>> Start INFORMATION SUPPLIED

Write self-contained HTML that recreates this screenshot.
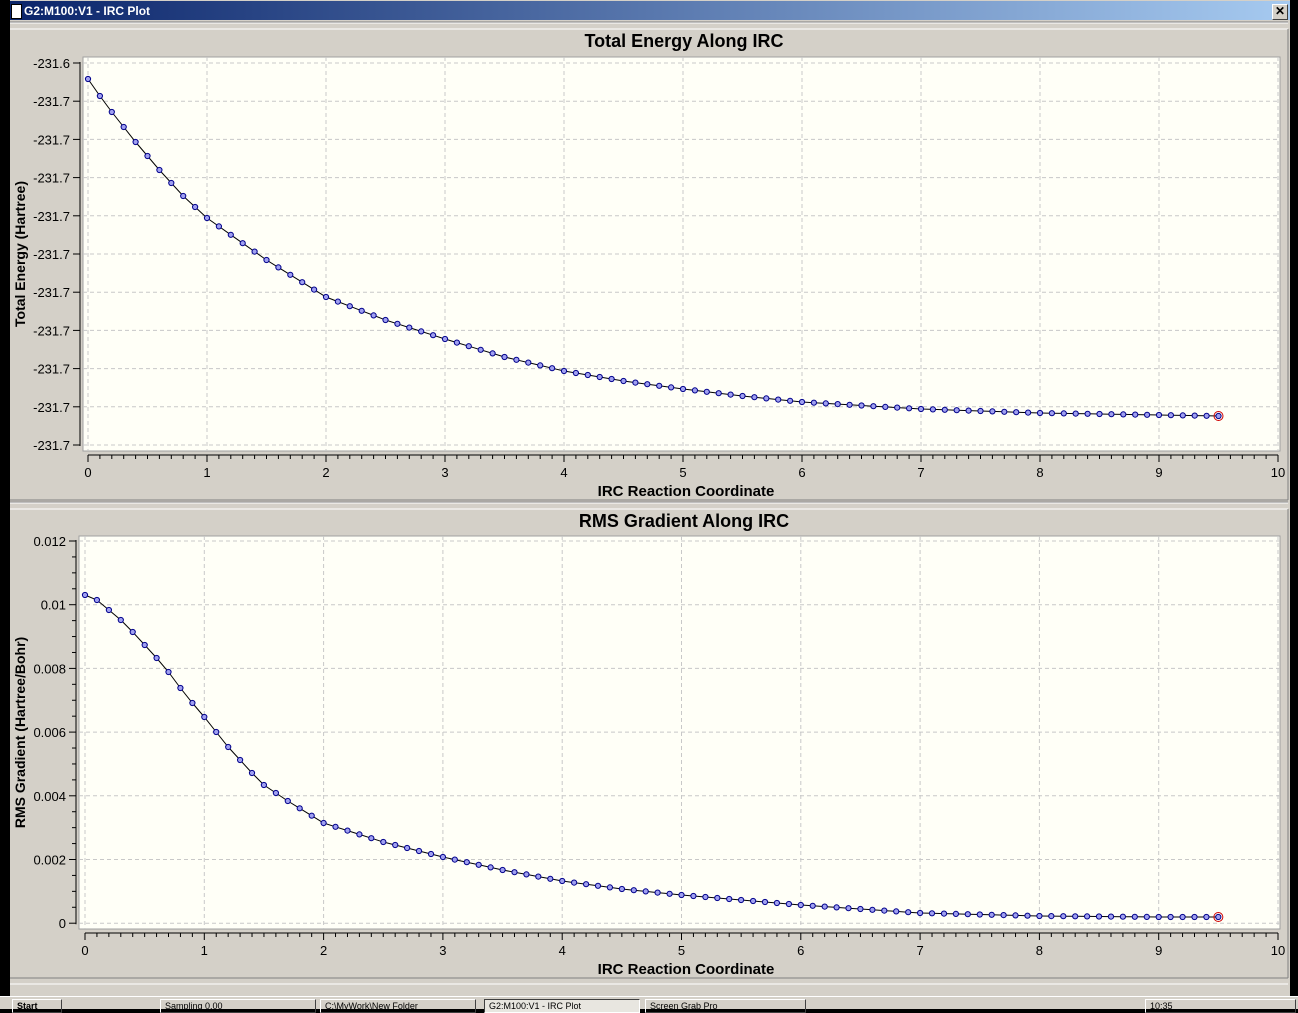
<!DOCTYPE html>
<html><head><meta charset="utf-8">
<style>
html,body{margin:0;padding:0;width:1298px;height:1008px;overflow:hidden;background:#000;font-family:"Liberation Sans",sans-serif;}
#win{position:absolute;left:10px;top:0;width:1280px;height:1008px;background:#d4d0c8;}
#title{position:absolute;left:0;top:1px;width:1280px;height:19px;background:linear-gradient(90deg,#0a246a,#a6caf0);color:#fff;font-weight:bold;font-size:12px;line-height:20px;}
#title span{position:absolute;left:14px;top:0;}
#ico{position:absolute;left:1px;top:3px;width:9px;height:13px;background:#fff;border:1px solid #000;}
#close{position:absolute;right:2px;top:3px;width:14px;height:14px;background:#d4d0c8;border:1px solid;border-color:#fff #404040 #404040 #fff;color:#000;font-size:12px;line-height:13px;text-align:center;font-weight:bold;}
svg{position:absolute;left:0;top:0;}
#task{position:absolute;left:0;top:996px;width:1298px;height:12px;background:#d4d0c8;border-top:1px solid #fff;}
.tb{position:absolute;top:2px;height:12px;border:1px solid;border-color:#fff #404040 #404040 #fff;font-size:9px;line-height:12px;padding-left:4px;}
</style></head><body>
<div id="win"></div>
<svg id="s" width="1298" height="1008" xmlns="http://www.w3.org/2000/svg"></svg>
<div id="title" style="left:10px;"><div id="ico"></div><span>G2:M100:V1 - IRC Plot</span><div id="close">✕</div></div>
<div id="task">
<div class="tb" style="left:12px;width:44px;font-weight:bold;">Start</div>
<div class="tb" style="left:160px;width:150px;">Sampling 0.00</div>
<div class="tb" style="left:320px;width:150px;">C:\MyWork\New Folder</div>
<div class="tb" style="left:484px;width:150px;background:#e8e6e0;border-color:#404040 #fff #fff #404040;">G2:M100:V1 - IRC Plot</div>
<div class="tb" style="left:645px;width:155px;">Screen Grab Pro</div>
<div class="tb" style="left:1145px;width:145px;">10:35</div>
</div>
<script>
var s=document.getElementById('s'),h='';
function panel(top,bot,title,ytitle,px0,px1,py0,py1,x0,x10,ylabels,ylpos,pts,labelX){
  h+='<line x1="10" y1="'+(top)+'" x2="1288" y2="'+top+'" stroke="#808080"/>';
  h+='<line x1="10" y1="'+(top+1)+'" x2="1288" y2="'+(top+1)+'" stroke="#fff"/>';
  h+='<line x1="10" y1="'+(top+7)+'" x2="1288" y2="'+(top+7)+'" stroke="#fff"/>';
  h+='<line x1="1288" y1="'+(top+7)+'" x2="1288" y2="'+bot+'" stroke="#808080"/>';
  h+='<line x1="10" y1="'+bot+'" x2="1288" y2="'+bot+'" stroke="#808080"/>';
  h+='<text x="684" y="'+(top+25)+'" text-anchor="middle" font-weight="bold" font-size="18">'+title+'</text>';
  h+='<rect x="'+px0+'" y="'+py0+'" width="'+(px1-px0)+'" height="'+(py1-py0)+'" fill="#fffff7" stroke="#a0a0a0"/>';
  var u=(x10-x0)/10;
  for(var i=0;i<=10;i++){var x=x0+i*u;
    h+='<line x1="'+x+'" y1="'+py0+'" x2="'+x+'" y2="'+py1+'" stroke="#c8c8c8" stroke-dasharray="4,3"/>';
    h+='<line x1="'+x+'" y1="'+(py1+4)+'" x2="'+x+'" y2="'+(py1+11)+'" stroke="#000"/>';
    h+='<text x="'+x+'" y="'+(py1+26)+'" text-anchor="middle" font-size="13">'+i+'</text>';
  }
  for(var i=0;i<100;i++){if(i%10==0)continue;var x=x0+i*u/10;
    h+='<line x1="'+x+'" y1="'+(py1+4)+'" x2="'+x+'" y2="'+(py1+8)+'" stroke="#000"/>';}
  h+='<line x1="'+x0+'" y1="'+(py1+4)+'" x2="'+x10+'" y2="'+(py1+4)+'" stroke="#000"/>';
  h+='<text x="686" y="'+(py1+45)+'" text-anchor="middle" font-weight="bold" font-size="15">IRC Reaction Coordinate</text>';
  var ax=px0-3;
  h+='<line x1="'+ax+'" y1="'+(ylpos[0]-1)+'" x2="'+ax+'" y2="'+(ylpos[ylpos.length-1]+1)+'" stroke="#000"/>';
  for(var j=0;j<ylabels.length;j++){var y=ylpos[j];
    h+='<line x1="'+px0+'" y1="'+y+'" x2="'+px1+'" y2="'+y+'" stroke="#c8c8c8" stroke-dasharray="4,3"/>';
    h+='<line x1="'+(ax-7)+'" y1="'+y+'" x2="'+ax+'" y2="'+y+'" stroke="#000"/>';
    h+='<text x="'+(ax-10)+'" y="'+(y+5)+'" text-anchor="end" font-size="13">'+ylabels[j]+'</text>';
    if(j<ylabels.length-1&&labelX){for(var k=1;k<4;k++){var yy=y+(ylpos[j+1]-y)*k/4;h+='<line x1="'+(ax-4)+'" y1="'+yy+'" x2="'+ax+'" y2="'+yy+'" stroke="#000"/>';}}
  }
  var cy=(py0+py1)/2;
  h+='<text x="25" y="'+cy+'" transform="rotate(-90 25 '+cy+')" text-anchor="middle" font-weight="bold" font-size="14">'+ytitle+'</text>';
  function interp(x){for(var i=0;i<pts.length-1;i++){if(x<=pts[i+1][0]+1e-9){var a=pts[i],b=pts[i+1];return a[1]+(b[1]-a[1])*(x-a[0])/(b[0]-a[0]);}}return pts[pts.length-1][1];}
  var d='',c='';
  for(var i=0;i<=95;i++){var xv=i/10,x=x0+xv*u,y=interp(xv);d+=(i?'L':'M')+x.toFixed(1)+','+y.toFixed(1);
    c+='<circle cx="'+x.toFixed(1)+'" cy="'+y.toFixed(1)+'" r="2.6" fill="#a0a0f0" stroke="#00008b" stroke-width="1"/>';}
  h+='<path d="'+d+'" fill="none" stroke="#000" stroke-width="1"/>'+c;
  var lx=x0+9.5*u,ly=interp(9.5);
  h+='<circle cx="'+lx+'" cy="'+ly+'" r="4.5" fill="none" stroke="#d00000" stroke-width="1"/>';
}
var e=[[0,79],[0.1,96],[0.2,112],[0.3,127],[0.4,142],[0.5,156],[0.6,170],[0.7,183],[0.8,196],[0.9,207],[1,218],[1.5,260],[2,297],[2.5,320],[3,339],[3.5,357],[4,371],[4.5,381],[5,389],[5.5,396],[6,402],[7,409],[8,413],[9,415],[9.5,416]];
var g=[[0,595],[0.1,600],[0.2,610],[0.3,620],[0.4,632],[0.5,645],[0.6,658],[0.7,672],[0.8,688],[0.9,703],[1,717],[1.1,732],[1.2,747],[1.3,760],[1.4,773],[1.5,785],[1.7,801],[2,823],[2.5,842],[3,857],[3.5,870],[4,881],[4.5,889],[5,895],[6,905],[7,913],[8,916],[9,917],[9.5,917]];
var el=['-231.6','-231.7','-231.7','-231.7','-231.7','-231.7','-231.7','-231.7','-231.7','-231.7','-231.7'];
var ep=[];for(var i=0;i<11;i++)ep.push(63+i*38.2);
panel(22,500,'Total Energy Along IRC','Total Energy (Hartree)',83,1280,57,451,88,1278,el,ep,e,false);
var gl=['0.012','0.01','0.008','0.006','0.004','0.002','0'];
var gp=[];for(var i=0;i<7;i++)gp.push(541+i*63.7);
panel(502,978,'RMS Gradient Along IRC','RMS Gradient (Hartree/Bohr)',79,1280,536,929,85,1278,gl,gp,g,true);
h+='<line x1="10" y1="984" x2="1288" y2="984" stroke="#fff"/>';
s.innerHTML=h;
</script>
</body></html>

>> End INFORMATION SUPPLIED

DIRECTIONS »
Write the material out again exactly as it appears, dropping the pictures.

SOLUTION TO THIS TASK »
Write self-contained HTML that recreates this screenshot.
<!DOCTYPE html>
<html><head><meta charset="utf-8">
<style>
html,body{margin:0;padding:0;width:1298px;height:1008px;overflow:hidden;background:#000;font-family:"Liberation Sans",sans-serif;}
#win{position:absolute;left:10px;top:0;width:1280px;height:1008px;background:#d4d0c8;}
#title{position:absolute;left:0;top:1px;width:1280px;height:19px;background:linear-gradient(90deg,#0a246a,#a6caf0);color:#fff;font-weight:bold;font-size:12px;line-height:20px;}
#title span{position:absolute;left:14px;top:0;}
#ico{position:absolute;left:1px;top:3px;width:9px;height:13px;background:#fff;border:1px solid #000;}
#close{position:absolute;right:2px;top:3px;width:14px;height:14px;background:#d4d0c8;border:1px solid;border-color:#fff #404040 #404040 #fff;color:#000;font-size:12px;line-height:13px;text-align:center;font-weight:bold;}
svg{position:absolute;left:0;top:0;}
#task{position:absolute;left:0;top:996px;width:1298px;height:12px;background:#d4d0c8;border-top:1px solid #fff;}
.tb{position:absolute;top:2px;height:12px;border:1px solid;border-color:#fff #404040 #404040 #fff;font-size:9px;line-height:12px;padding-left:4px;}
</style></head><body>
<div id="win"></div>
<svg id="s" width="1298" height="1008" xmlns="http://www.w3.org/2000/svg"></svg>
<div id="title" style="left:10px;"><div id="ico"></div><span>G2:M100:V1 - IRC Plot</span><div id="close">✕</div></div>
<div id="task">
<div class="tb" style="left:12px;width:44px;font-weight:bold;">Start</div>
<div class="tb" style="left:160px;width:150px;">Sampling 0.00</div>
<div class="tb" style="left:320px;width:150px;">C:\MyWork\New Folder</div>
<div class="tb" style="left:484px;width:150px;background:#e8e6e0;border-color:#404040 #fff #fff #404040;">G2:M100:V1 - IRC Plot</div>
<div class="tb" style="left:645px;width:155px;">Screen Grab Pro</div>
<div class="tb" style="left:1145px;width:145px;">10:35</div>
</div>
<script>
var s=document.getElementById('s'),h='';
function panel(top,bot,title,ytitle,px0,px1,py0,py1,x0,x10,ylabels,ylpos,pts,labelX){
  h+='<line x1="10" y1="'+(top)+'" x2="1288" y2="'+top+'" stroke="#808080"/>';
  h+='<line x1="10" y1="'+(top+1)+'" x2="1288" y2="'+(top+1)+'" stroke="#fff"/>';
  h+='<line x1="10" y1="'+(top+7)+'" x2="1288" y2="'+(top+7)+'" stroke="#fff"/>';
  h+='<line x1="1288" y1="'+(top+7)+'" x2="1288" y2="'+bot+'" stroke="#808080"/>';
  h+='<line x1="10" y1="'+bot+'" x2="1288" y2="'+bot+'" stroke="#808080"/>';
  h+='<text x="684" y="'+(top+25)+'" text-anchor="middle" font-weight="bold" font-size="18">'+title+'</text>';
  h+='<rect x="'+px0+'" y="'+py0+'" width="'+(px1-px0)+'" height="'+(py1-py0)+'" fill="#fffff7" stroke="#a0a0a0"/>';
  var u=(x10-x0)/10;
  for(var i=0;i<=10;i++){var x=x0+i*u;
    h+='<line x1="'+x+'" y1="'+py0+'" x2="'+x+'" y2="'+py1+'" stroke="#c8c8c8" stroke-dasharray="4,3"/>';
    h+='<line x1="'+x+'" y1="'+(py1+4)+'" x2="'+x+'" y2="'+(py1+11)+'" stroke="#000"/>';
    h+='<text x="'+x+'" y="'+(py1+26)+'" text-anchor="middle" font-size="13">'+i+'</text>';
  }
  for(var i=0;i<100;i++){if(i%10==0)continue;var x=x0+i*u/10;
    h+='<line x1="'+x+'" y1="'+(py1+4)+'" x2="'+x+'" y2="'+(py1+8)+'" stroke="#000"/>';}
  h+='<line x1="'+x0+'" y1="'+(py1+4)+'" x2="'+x10+'" y2="'+(py1+4)+'" stroke="#000"/>';
  h+='<text x="686" y="'+(py1+45)+'" text-anchor="middle" font-weight="bold" font-size="15">IRC Reaction Coordinate</text>';
  var ax=px0-3;
  h+='<line x1="'+ax+'" y1="'+(ylpos[0]-1)+'" x2="'+ax+'" y2="'+(ylpos[ylpos.length-1]+1)+'" stroke="#000"/>';
  for(var j=0;j<ylabels.length;j++){var y=ylpos[j];
    h+='<line x1="'+px0+'" y1="'+y+'" x2="'+px1+'" y2="'+y+'" stroke="#c8c8c8" stroke-dasharray="4,3"/>';
    h+='<line x1="'+(ax-7)+'" y1="'+y+'" x2="'+ax+'" y2="'+y+'" stroke="#000"/>';
    h+='<text x="'+(ax-10)+'" y="'+(y+5)+'" text-anchor="end" font-size="13">'+ylabels[j]+'</text>';
    if(j<ylabels.length-1&&labelX){for(var k=1;k<4;k++){var yy=y+(ylpos[j+1]-y)*k/4;h+='<line x1="'+(ax-4)+'" y1="'+yy+'" x2="'+ax+'" y2="'+yy+'" stroke="#000"/>';}}
  }
  var cy=(py0+py1)/2;
  h+='<text x="25" y="'+cy+'" transform="rotate(-90 25 '+cy+')" text-anchor="middle" font-weight="bold" font-size="14">'+ytitle+'</text>';
  function interp(x){for(var i=0;i<pts.length-1;i++){if(x<=pts[i+1][0]+1e-9){var a=pts[i],b=pts[i+1];return a[1]+(b[1]-a[1])*(x-a[0])/(b[0]-a[0]);}}return pts[pts.length-1][1];}
  var d='',c='';
  for(var i=0;i<=95;i++){var xv=i/10,x=x0+xv*u,y=interp(xv);d+=(i?'L':'M')+x.toFixed(1)+','+y.toFixed(1);
    c+='<circle cx="'+x.toFixed(1)+'" cy="'+y.toFixed(1)+'" r="2.6" fill="#a0a0f0" stroke="#00008b" stroke-width="1"/>';}
  h+='<path d="'+d+'" fill="none" stroke="#000" stroke-width="1"/>'+c;
  var lx=x0+9.5*u,ly=interp(9.5);
  h+='<circle cx="'+lx+'" cy="'+ly+'" r="4.5" fill="none" stroke="#d00000" stroke-width="1"/>';
}
var e=[[0,79],[0.1,96],[0.2,112],[0.3,127],[0.4,142],[0.5,156],[0.6,170],[0.7,183],[0.8,196],[0.9,207],[1,218],[1.5,260],[2,297],[2.5,320],[3,339],[3.5,357],[4,371],[4.5,381],[5,389],[5.5,396],[6,402],[7,409],[8,413],[9,415],[9.5,416]];
var g=[[0,595],[0.1,600],[0.2,610],[0.3,620],[0.4,632],[0.5,645],[0.6,658],[0.7,672],[0.8,688],[0.9,703],[1,717],[1.1,732],[1.2,747],[1.3,760],[1.4,773],[1.5,785],[1.7,801],[2,823],[2.5,842],[3,857],[3.5,870],[4,881],[4.5,889],[5,895],[6,905],[7,913],[8,916],[9,917],[9.5,917]];
var el=['-231.6','-231.7','-231.7','-231.7','-231.7','-231.7','-231.7','-231.7','-231.7','-231.7','-231.7'];
var ep=[];for(var i=0;i<11;i++)ep.push(63+i*38.2);
panel(22,500,'Total Energy Along IRC','Total Energy (Hartree)',83,1280,57,451,88,1278,el,ep,e,false);
var gl=['0.012','0.01','0.008','0.006','0.004','0.002','0'];
var gp=[];for(var i=0;i<7;i++)gp.push(541+i*63.7);
panel(502,978,'RMS Gradient Along IRC','RMS Gradient (Hartree/Bohr)',79,1280,536,929,85,1278,gl,gp,g,true);
h+='<line x1="10" y1="984" x2="1288" y2="984" stroke="#fff"/>';
s.innerHTML=h;
</script>
</body></html>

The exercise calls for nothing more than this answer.